Some commentators feel that expanding FM coverage in deprived areas should be a priority, instead of continuing to sell frequencies in cities where FM is well established.

So cities like Delhi, which already has eight private FM channels and three AIR FM channels (FM Rainbow, FM Gold and Vividh Bharati) all playing more or less the same kind of music, will now get one more FM channel.

By selling to the highest bidder, by disallowing independent news on radio and by not insisting on diversity of language and programming, the government policy has been criticized for having reduced FM radio to cookie-cutter stations, all playing top 20 film songs.
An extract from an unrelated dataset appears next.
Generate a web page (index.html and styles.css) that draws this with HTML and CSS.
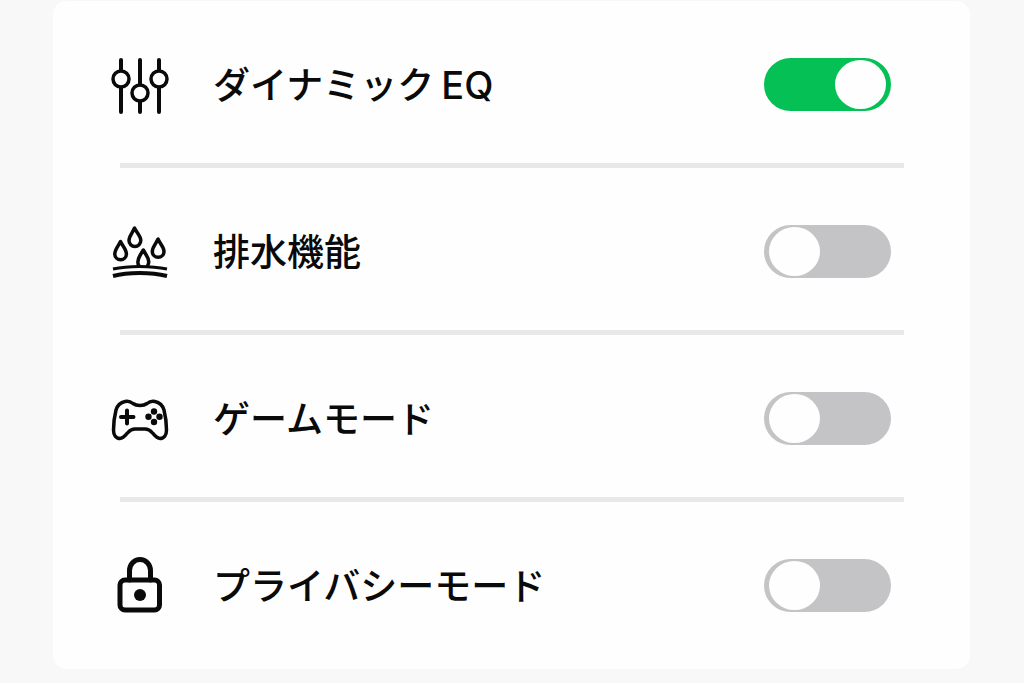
FILE: index.html
```html
<!DOCTYPE html>
<html lang="ja">
<head>
<meta charset="utf-8">
<meta name="viewport" content="width=device-width, initial-scale=1">
<title>モード設定</title>
<link rel="stylesheet" href="styles.css">
</head>
<body>
<main>
<ul class="settings">
  <li class="item">
    <div class="row">
      <svg class="icon" viewBox="0 0 64 64" aria-hidden="true">
        <path class="line" d="M13 7v10M13 35v24M32 7v24M32 49v10M51 7v10M51 35v24"/>
        <g class="line ring"><circle cx="13" cy="26" r="8"/><circle cx="32" cy="40" r="8"/><circle cx="51" cy="26" r="8"/></g>
      </svg>
      <label class="label" for="eq">ダイナミック<span class="latin">EQ</span></label>
      <input class="switch" type="checkbox" role="switch" id="eq" checked>
    </div>
  </li>
  <li class="item">
    <div class="row">
      <svg class="icon" viewBox="0 0 64 64" aria-hidden="true">
        <g class="line drop">
          <path d="M26.500 8C24.500 13 21 16 21 20.500a5.800 5.800 0 0 0 11.800 0C32.800 16 28.800 13 26.500 8Z"/>
          <path d="M12.500 21.500C10.500 26 6.800 29.500 6.800 34a5.700 5.700 0 0 0 11.600 0C18.400 29.500 14.500 26 12.500 21.500Z"/>
          <path d="M50 19C48 24 44.300 27 44.300 31.500a5.800 5.800 0 0 0 11.700 0C56 27 52 24 50 19Z"/>
          <path d="M31 46C28.500 42 30.500 38 32 35.500L35.300 30L38.500 35.500C40.500 38.500 42 42 39.500 46"/>
        </g>
        <path class="line ground" d="M5 49C20 45.500 43 45.500 59 49"/>
        <path class="line ground wide" d="M5 56C20 52 43 52 59 56"/>
      </svg>
      <label class="label" for="drain">排水機能</label>
      <input class="switch" type="checkbox" role="switch" id="drain">
    </div>
  </li>
  <li class="item">
    <div class="row">
      <svg class="icon" viewBox="0 0 64 64" aria-hidden="true">
        <path class="line ring" d="M17 14.500C20 13.500 22.500 14.500 25 16.500C27 18 29 18.500 32 18.500C35 18.500 37 18 39 16.500C41.500 14.500 44 13.500 47 14.500C52 15.500 54.500 18 56 23C57.500 29 58.500 37 58.500 43C58.500 48 56 51.500 52 51.500C49 51.500 47 49 44.500 46C42 43 40 42 37 42H27C24 42 22 43 19.500 46C17 49 15 51.500 12 51.500C8 51.500 5.500 48 5.500 43C5.500 37 6.500 29 8 23C9.500 18 12 15.500 17 14.500Z"/>
        <path class="line" d="M13 30h12.500M19 23.500v13"/>
        <circle cx="46" cy="24.500" r="3.200"/><circle cx="46" cy="35" r="3.200"/><circle cx="40.500" cy="29.800" r="3.200"/><circle cx="51.500" cy="29.800" r="3.200"/>
      </svg>
      <label class="label" for="game">ゲームモード</label>
      <input class="switch" type="checkbox" role="switch" id="game">
    </div>
  </li>
  <li class="item">
    <div class="row">
      <svg class="icon" viewBox="0 0 64 64" aria-hidden="true">
        <g class="line bold"><rect x="12" y="26" width="39.500" height="30" rx="5"/><path d="M21.500 26V16.500a10.500 11 0 0 1 21 0V26"/></g>
        <circle cx="32" cy="41" r="6"/>
      </svg>
      <label class="label" for="privacy">プライバシーモード</label>
      <input class="switch" type="checkbox" role="switch" id="privacy">
    </div>
  </li>
</ul>
</main>
</body>
</html>
```
FILE: styles.css
```css
* { box-sizing: border-box; }

body {
  margin: 0;
  background: #f8f8f8;
  color: #0a0a0a;
  font-family: "Noto Sans CJK JP", sans-serif;
}

main { padding: 1px 54px 14px 53px; }

.settings {
  margin: 0;
  padding: 0;
  list-style: none;
  background: #fefefe;
  border-radius: 14px;
}

.item { padding-top: 5px; }

.item::after {
  content: "";
  display: block;
  height: 5px;
  margin: 0 66px 0 67px;
  background: #e8e8e8;
}

.item:last-child::after { background: none; }

.row {
  display: flex;
  align-items: center;
  min-height: 157px;
  padding: 0 79px 0 55px;
}

.icon {
  flex: none;
  width: 64px;
  height: 64px;
  margin-right: 41px;
  fill: #0a0a0a;
}

.line {
  fill: none;
  stroke: #0a0a0a;
  stroke-width: 4;
  stroke-linecap: round;
  stroke-linejoin: round;
}

.ring { stroke-width: 3.5; }
.drop { stroke-width: 3.5; }
.ground { stroke-width: 3; stroke-linecap: butt; }
.wide { stroke-width: 4; }
.bold { stroke-width: 5; }

.label {
  flex: 1;
  padding-bottom: 3px;
  font-size: 37px;
  font-weight: 500;
  line-height: 48px;
}

.latin {
  margin-left: 7px;
  font-family: Inter, sans-serif;
  font-size: 38px;
  line-height: 1;
}

.switch {
  appearance: none;
  flex: none;
  display: flex;
  align-items: center;
  width: 127px;
  height: 53px;
  margin: 0;
  padding: 0 5px;
  border-radius: 27px;
  background: #c4c4c6;
  cursor: pointer;
}

.switch::before {
  content: "";
  width: 51px;
  height: 49px;
  border-radius: 50%;
  background: #fefefe;
}

.switch:checked {
  justify-content: flex-end;
  background: #05c055;
}

.switch:focus-visible {
  outline: 3px solid #7ab6ff;
  outline-offset: 3px;
}
```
Under the Phase III rules, private FM stations will not be allowed to broadcast their own news but can relay bulletins of state-run All India Radio. Broadcasts pertaining to sporting events, traffic and weather, coverage of cultural events, festivals, exams, admissions, public announcements, natural calamities, health alerts will be allowed.

Private operators have been allowed to own more than one channel, but not over 40 percent of the total channels in a city, subject to a minimum of three different operators in the city.

Networking of channels will be permissible within a private FM broadcaster’s own network across the country.

Nisha Narayanan, chief operating officer of private broadcaster Red FM, said, “The bids are not unrealistic but they [appear] to be pushing the bounds of realism … Most of the players have bid very aggressively in … key media consumption markets.”

Narayanan told Radio World, “While we expected demand to go high in some major markets like Delhi, Bangalore, Chennai, Mumbai and the like, Bhubaneswar and Guwahati kind of emerged as surprise. Delhi, Mumbai, Bangalore Chennai have also gone beyond reasonable prices.

Looking at it from demand-and-supply angle, it looks like in some markets the bids have over shot. On the other hand there are as many as 13 cities that have seen no bid and some of them are prominent cities. So yes there are some surprises in this auction.”